En effet, les mathématiques « sont indispensables dans la plupart des cursus scientifiques et conditionnent aussi l’entrée en classe préparatoire aux grandes écoles économiques et commerciales », indique le service des statistiques du ministère de l’Enseignement supérieur2. Seulement 12 % des étudiants ont des parents ouvriers, et les jeunes des milieux populaires sont peu présents dans les filières sélectives ou en doctorat3.
La théorie de « l’intelligence fixe »
Évidemment, faire des études engage la famille. Elle doit donc réaliser un arbitrage coût-bénéfice. Or, le coût d’une formation ne s’apprécie pas de la même façon selon les milieux sociaux.

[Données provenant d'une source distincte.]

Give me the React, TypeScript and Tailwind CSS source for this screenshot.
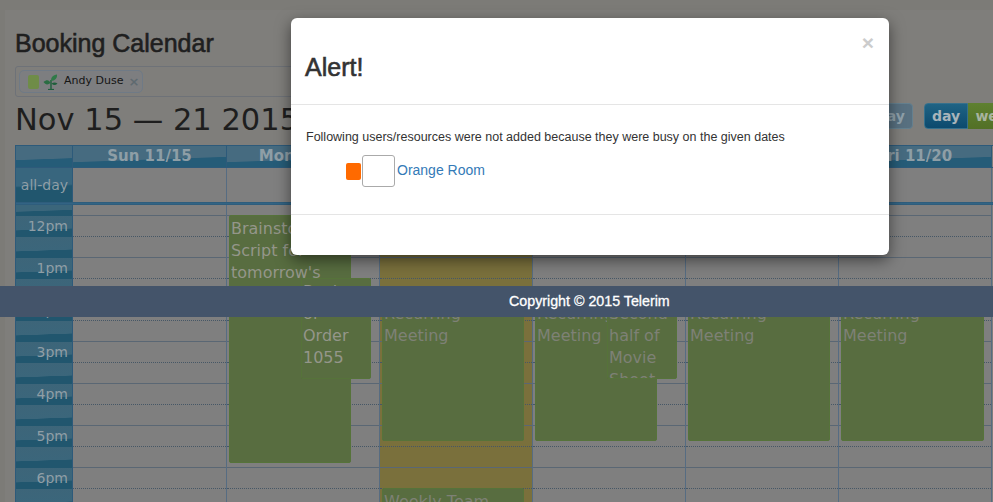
const VERDANA = "font-['DejaVu_Sans',sans-serif]";

type CalEvent = {
  left: number;
  width: number;
  top: number;
  height: number;
  lines: string[];
  bright?: boolean;
};

type Day = {
  label: string;
  width: string;
  today?: boolean;
  events: CalEvent[];
};

const DAYS: Day[] = [
  { label: "Sun 11/15", width: "w-[154px]", events: [] },
  {
    label: "Mon 11/16",
    width: "w-[153px]",
    events: [
      { left: 2, width: 122, top: 10, height: 248, lines: ["Brainstorming", "Script for", "tomorrow's", "meeting"], bright: true },
      { left: 74, width: 70, top: 73, height: 101, lines: ["Review", "of", "Order", "1055"], bright: true },
    ],
  },
  {
    label: "Tue 11/17",
    width: "w-[153px]",
    today: true,
    events: [
      { left: 2, width: 142, top: 95, height: 141, lines: ["Recurring", "Meeting"] },
      { left: 2, width: 142, top: 283, height: 60, lines: ["Weekly Team"] },
    ],
  },
  {
    label: "Wed 11/18",
    width: "w-[153px]",
    events: [
      { left: 2, width: 122, top: 95, height: 141, lines: ["Recurring", "Meeting"] },
      { left: 74, width: 70, top: 95, height: 79, lines: ["Second", "half of", "Movie", "Shoot"] },
    ],
  },
  {
    label: "Thu 11/19",
    width: "w-[153px]",
    events: [{ left: 2, width: 142, top: 95, height: 141, lines: ["Recurring", "Meeting"] }],
  },
  {
    label: "Fri 11/20",
    width: "w-[153px]",
    events: [{ left: 2, width: 143, top: 95, height: 141, lines: ["Recurring", "Meeting"] }],
  },
];

const HOURS = ["12pm", "", "1pm", "", "2pm", "", "3pm", "", "4pm", "", "5pm", "", "6pm", ""];

const gloss =
  "bg-[linear-gradient(178deg,#3d6579_0%,#3b667b_62%,#21566e_64%,#21566e_100%)]";

function PlantIcon() {
  return (
    <svg viewBox="0 0 16 16" className="h-[16px] w-[16px]">
      <path d="M8 15V6" stroke="#1f5f3c" strokeWidth="1.4" fill="none" />
      <path d="M5 15.500h6" stroke="#1f5f3c" strokeWidth="1.2" fill="none" />
      <path d="M8 7C8 3 10 1 14 .5c.5 3.500-2 6.500-6 6.500Z" fill="#2f7a48" />
      <path d="M7.500 9C6 5.500 3.500 5.500 .5 8c2 3 4.500 3 7 1Z" fill="#2a6d42" />
      <path d="M8.500 9.500c2-1.500 4-1.500 6 0-2 2-4 2-6 0Z" fill="#1f5f3c" />
    </svg>
  );
}

function DayColumn({ day }: { day: Day }) {
  return (
    <div
      className={`relative shrink-0 border-r border-[#566c82] ${day.width} ${
        day.today ? "bg-[#7a703c]" : "bg-[#7f7f7f]"
      }`}
    >
      <div className="h-[11px] border-b border-[#5a6774]" />
      {HOURS.map((_, i) => (
        <div
          key={i}
          className={`h-[21px] border-b ${i % 2 === 0 ? "border-dotted border-[#465766]" : "border-solid border-[#5a6774]"}`}
        />
      ))}
      {day.events.map((ev, i) => (
        <div
          key={i}
          className={`absolute overflow-hidden rounded-[2px] border border-[#56733a] bg-[#586d40] px-px pt-[2px] text-[16px] leading-[22px] ${VERDANA} ${
            ev.bright ? "text-[#94968a]" : "text-[#7e8176]"
          }`}
          style={{ left: ev.left, width: ev.width, top: ev.top, height: ev.height }}
        >
          {ev.lines.map((line) => (
            <div key={line} className="whitespace-nowrap">
              {line}
            </div>
          ))}
        </div>
      ))}
    </div>
  );
}

export default function App() {
  return (
    <div className="relative h-[502px] w-[993px] overflow-hidden bg-[#7c7b77]">
      <div className="ml-[5px] mt-[10px] h-[492px] w-[1200px] bg-[#7f7e7b] pl-[10px] pt-[19px]">
        <h2 className="h-[28px] font-['Liberation_Sans',sans-serif] text-[25px] leading-[28px] text-[#1f1f1f] [-webkit-text-stroke:0.6px_#1f1f1f]">
          Booking Calendar
        </h2>

        <div className="mt-[9px] flex h-[31px] w-[400px] items-center rounded-[3px] border border-[#6e7278] pl-[3px]">
          <div className={`flex h-[23px] w-[124px] items-center rounded-[5px] border border-[#6f7a86] bg-[#7d7e80] pl-[8px] text-[11px] text-[#151515] ${VERDANA}`}>
            <span className="h-[14px] w-[11px] rounded-[2px] bg-[#6f8c48]" />
            <span className="ml-[4px]">
              <PlantIcon />
            </span>
            <span className="ml-[5px]">Andy Duse</span>
            <span className="ml-[5px] text-[13px] font-bold leading-none text-[#5f6a70]">×</span>
          </div>
        </div>

        <div className="mt-[4px] flex h-[36px] items-start">
          <div className={`w-[828px] pt-px text-[30.5px] leading-[36px] text-[#1e1e1e] ${VERDANA}`}>
            Nov 15 — 21 2015
          </div>
          <div className={`mt-[2px] flex h-[26px] w-[70px] items-center justify-end rounded-[4px] border border-[#64808f] bg-[#587080] pr-[7px] text-[14px] font-bold text-[#8fa0aa] ${VERDANA}`}>
            today
          </div>
          <div className="ml-[11px] mt-[2px] flex h-[26px]">
            <div className={`flex w-[44px] items-center justify-center rounded-l-[4px] border border-[#35708c] bg-[linear-gradient(#1f6384,#0c4a6e)] text-[14px] font-bold text-[#a8b4ba] ${VERDANA}`}>
              day
            </div>
            <div className={`flex w-[56px] items-center justify-center bg-[linear-gradient(#5e8030,#527026)] text-[14px] font-bold text-[#a8b4a0] ${VERDANA}`}>
              week
            </div>
          </div>
        </div>

        <div className="mt-[8px] w-fit border-l border-t border-[#2d5a7a]">
          {/* header row */}
          <div className={`flex h-[21px] text-[15px] font-bold text-[#8e9ea6] ${VERDANA}`}>
            <div className="w-[57px] shrink-0 border-r border-[#2d5a7a] bg-[linear-gradient(178deg,#466b80_60%,#255c78_63%)]" />
            {DAYS.map((day) => (
              <div
                key={day.label}
                className={`flex shrink-0 items-center justify-center border-r border-[#2d5a7a] bg-[linear-gradient(178deg,#466b80_60%,#255c78_63%)] leading-none ${day.width}`}
              >
                {day.label}
              </div>
            ))}
          </div>

          {/* all-day row */}
          <div className="flex h-[35px] border-t border-[#2d5a7a]">
            <div className={`flex w-[57px] shrink-0 items-center justify-end border-r border-[#2d5a7a] bg-[linear-gradient(178deg,#38667e_50%,#21566e_55%)] pr-[4px] text-[14px] text-[#8f9ea6] ${VERDANA}`}>
              all-day
            </div>
            {DAYS.map((day) => (
              <div key={day.label} className={`shrink-0 border-r border-[#566c82] bg-[#7f7f7f] ${day.width}`} />
            ))}
          </div>
          <div className="h-[3px] w-[1130px] border-y border-[#2f5d7c] bg-[#326484]" />

          {/* time grid */}
          <div className="flex">
            <div className={`w-[57px] shrink-0 border-r border-[#2d5a7a] text-right text-[14px] leading-[21px] text-[#8f9ea6] ${VERDANA}`}>
              <div className="h-[11px] bg-[linear-gradient(178deg,#3b667b_50%,#21566e_55%)]" />
              {HOURS.map((hour, i) => (
                <div key={i} className={`h-[21px] pr-[4px] ${gloss}`}>
                  {hour}
                </div>
              ))}
            </div>
            {DAYS.map((day) => (
              <DayColumn key={day.label} day={day} />
            ))}
          </div>
        </div>
      </div>

      {/* footer bar sits over the dimmed page */}
      <div className="absolute left-0 top-[286px] flex h-[31px] w-full items-center bg-[#44546a] pl-[509px] pt-px font-['Liberation_Sans',sans-serif] text-[14.25px] text-white [-webkit-text-stroke:0.3px_#ffffff]">
        Copyright © 2015 Telerim
      </div>

      {/* alert modal */}
      <div className="absolute left-[291px] top-[18px] h-[237px] w-[598px] rounded-[6px] bg-white font-['Liberation_Sans',sans-serif] text-[#333333] shadow-[0_5px_15px_rgba(0,0,0,0.5)]">
        <div className="relative h-[87px] border-b border-[#e5e5e5] pl-[14px] pt-[34px]">
          <span className="absolute right-[15px] top-[14px] text-[21px] font-bold leading-[21px] text-[#cccccc]">×</span>
          <h4 className="text-[25px] leading-[30px] text-[#333333] [-webkit-text-stroke:0.6px_#333333]">Alert!</h4>
        </div>
        <div className="h-[110px] border-b border-[#e5e5e5] pl-[15px] pt-[23px]">
          <p className="text-[12.5px] leading-[18px]">
            Following users/resources were not added because they were busy on the given dates
          </p>
          <div className="ml-[40px] mt-[9px] flex items-center">
            <span className="mt-px h-[17px] w-[15px] rounded-[2px] bg-[#ff6a00]" />
            <span className="ml-px h-[32px] w-[33px] rounded-[3px] border border-[#aaaaaa] bg-white" />
            <a className="ml-[2px] -translate-y-px text-[14px] text-[#337ab7]">Orange Room</a>
          </div>
        </div>
      </div>
    </div>
  );
}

Malgré la gratuité ou les bourses, le coût se mesure aussi en renonciations de l’étudiant à certains loisirs ou en salaires non perçus, et ces coûts « d’opportunité » peuvent ne pas être compensés par les avantages espérés de la qualification, si la massification scolaire accroît le nombre de diplômés plus rapidement que le nombre d’emplois correspondants. L’inflation des diplômes ne garantit donc pas la mobilité sociale. À l’inverse, elle contribue à les dévaloriser. Sans oublier les difficultés d’intégration sociale qui attend les transfuges de classe qui réussissent à s’élever professionnellement.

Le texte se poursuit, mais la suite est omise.